- Developer: Micro Forté
- Publishers: Strategic Studies Group Electronic Arts
- Platforms: Commodore 64, Commodore 128, MS-DOS
- Release: 1988
- Genres: Action Role-playing video game
- Mode: Single-player

= Fire King (video game) =

1988 video game

Fire King is an action role-playing video game. It was developed by Micro Forté, published by Strategic Studies Group and distributed by Electronic Arts in 1988 for the Commodore 64/128 and MS-DOS. It was a sequel to another game of the same style titled Demon Stalkers: The Raid on Doomfane. The game has been compared to Gauntlet, with its top-down view and endless enemies spawning from monster generators, but differs in that it contains more plot and puzzles than the typical hack and slash game.

==Plot==
Fire King is a game where the player can choose to play as one of six characters, first appearing in a room located above the town square in Stormhaven Bay.
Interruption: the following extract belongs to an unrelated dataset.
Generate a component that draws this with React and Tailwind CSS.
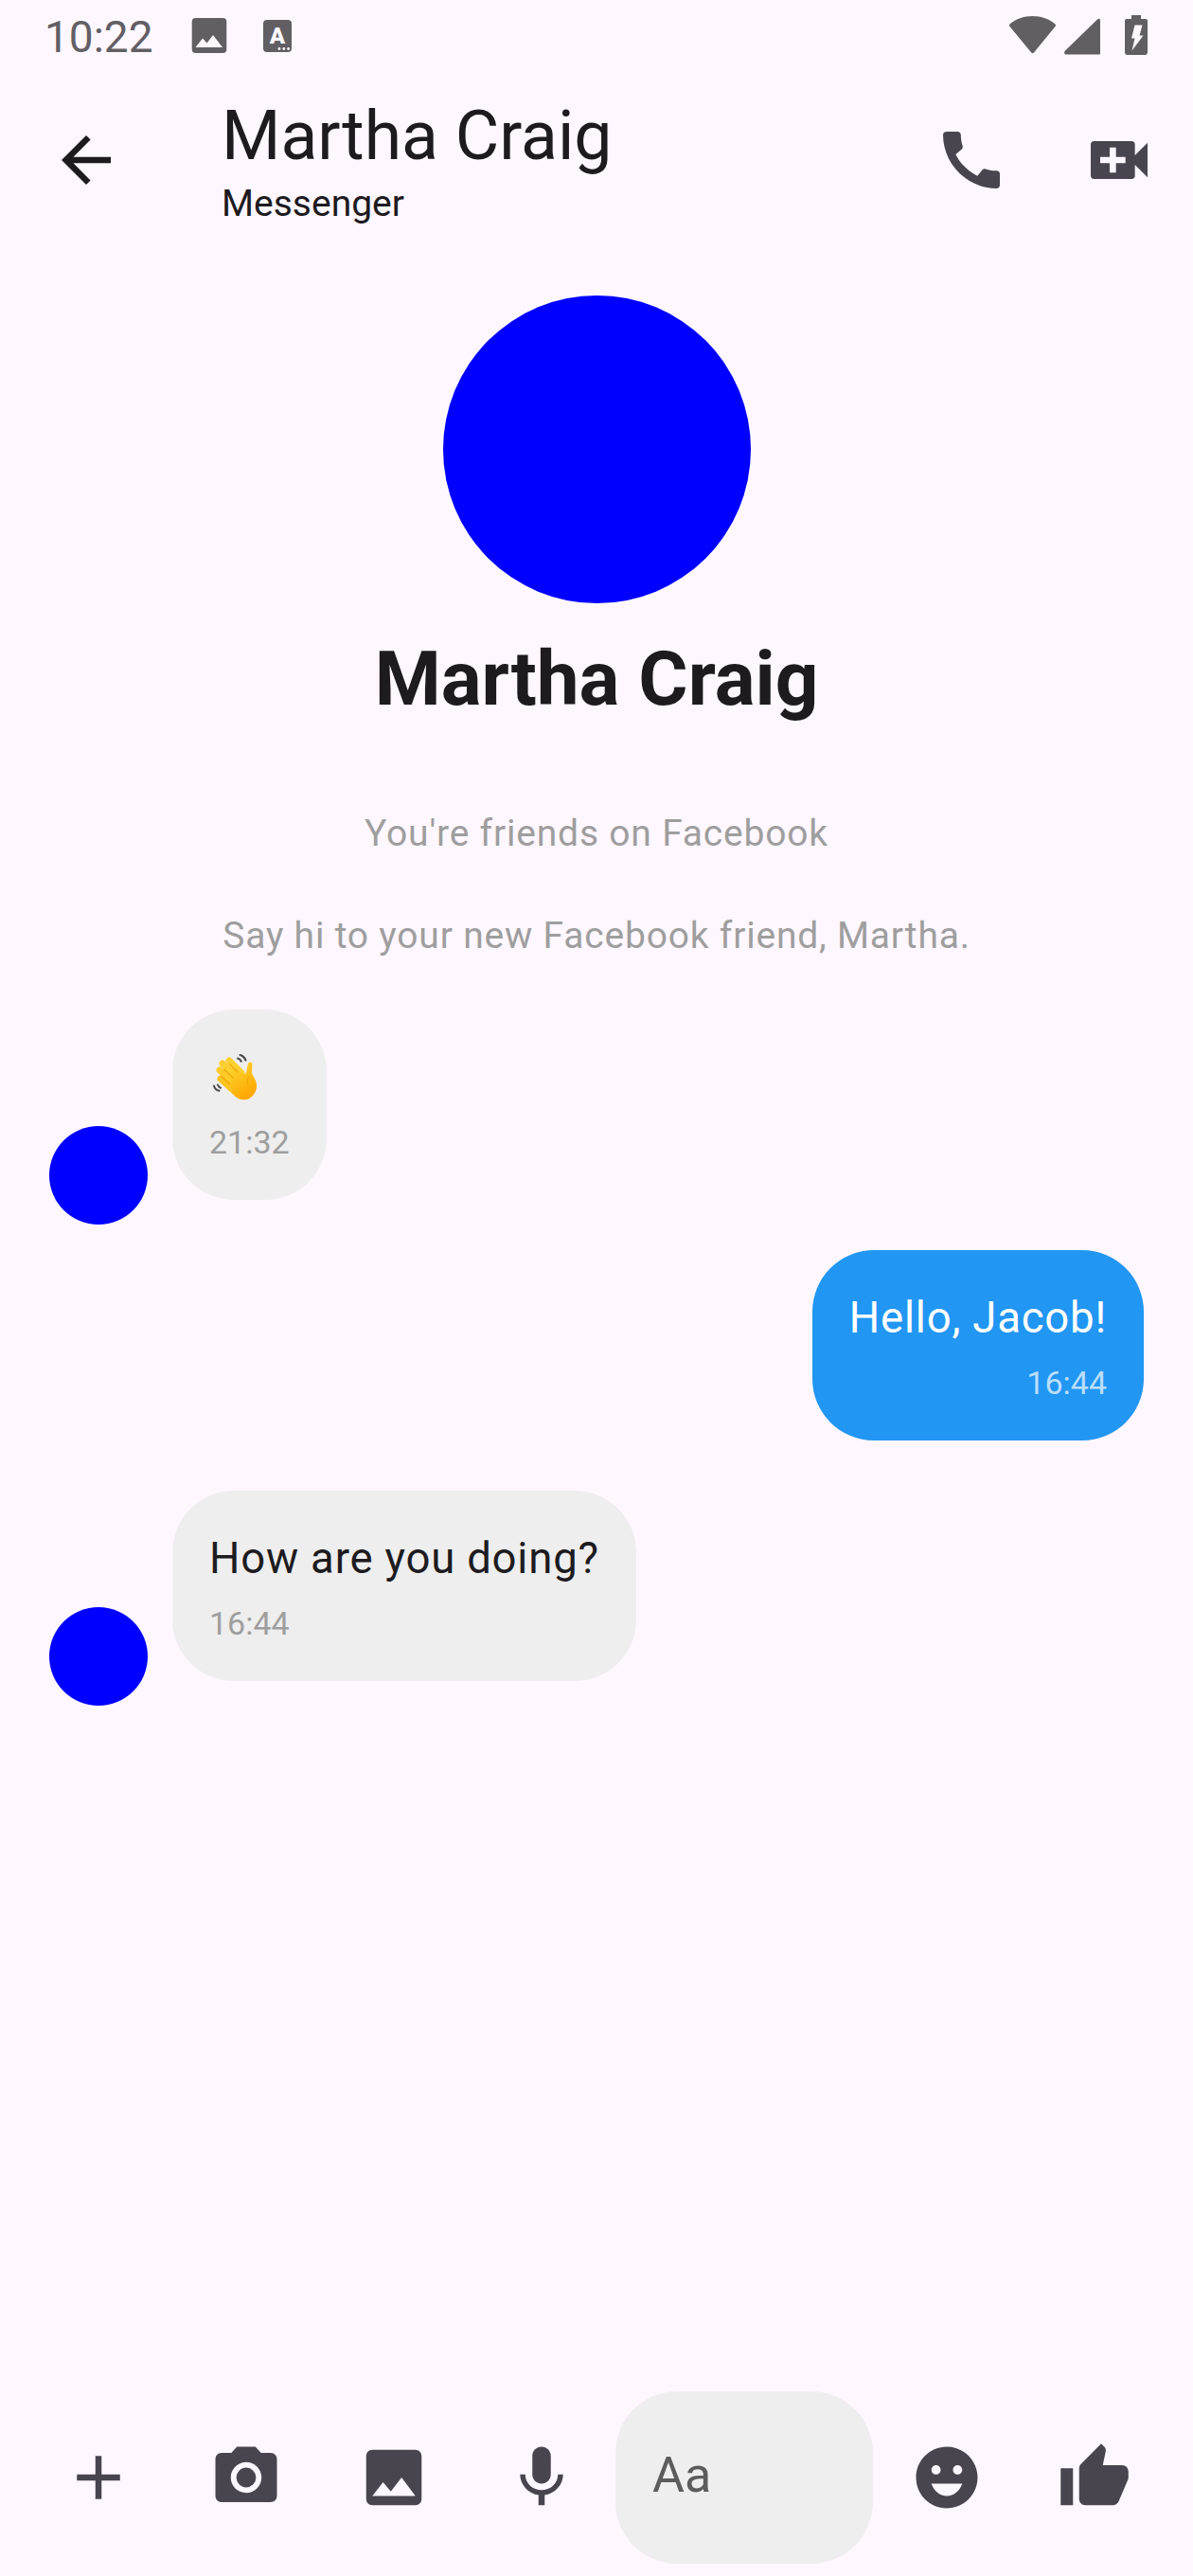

Four mages control each of the elemental forces of Earth, Air, Fire, and Water to keep the land in harmony, and the Fire Mage was serving as their king, but was killed by a powerful magical beast. Although this monster was killed, another magical beast appeared and began to eat the villagers while other creatures terrorize the countryside, leaving it to the player characters to find and defeat the beast in the catacombs.

==Reception==
The game was reviewed in 1990 in Dragon #158 by Hartley, Patricia, and Kirk Lesser in "The Role of Computers" column. The reviewers gave the game 4½ out of 5 stars. Douglas Seacat of Computer Gaming World noted, "The synthesis of action and RPG is an interesting, if not altogether successful one." Seacat praised the plot, but noted the pace of the action did not match the slow-paced inventory system, commenting, "The entire game just seems to have a rough edge, as if it weren't finished yet."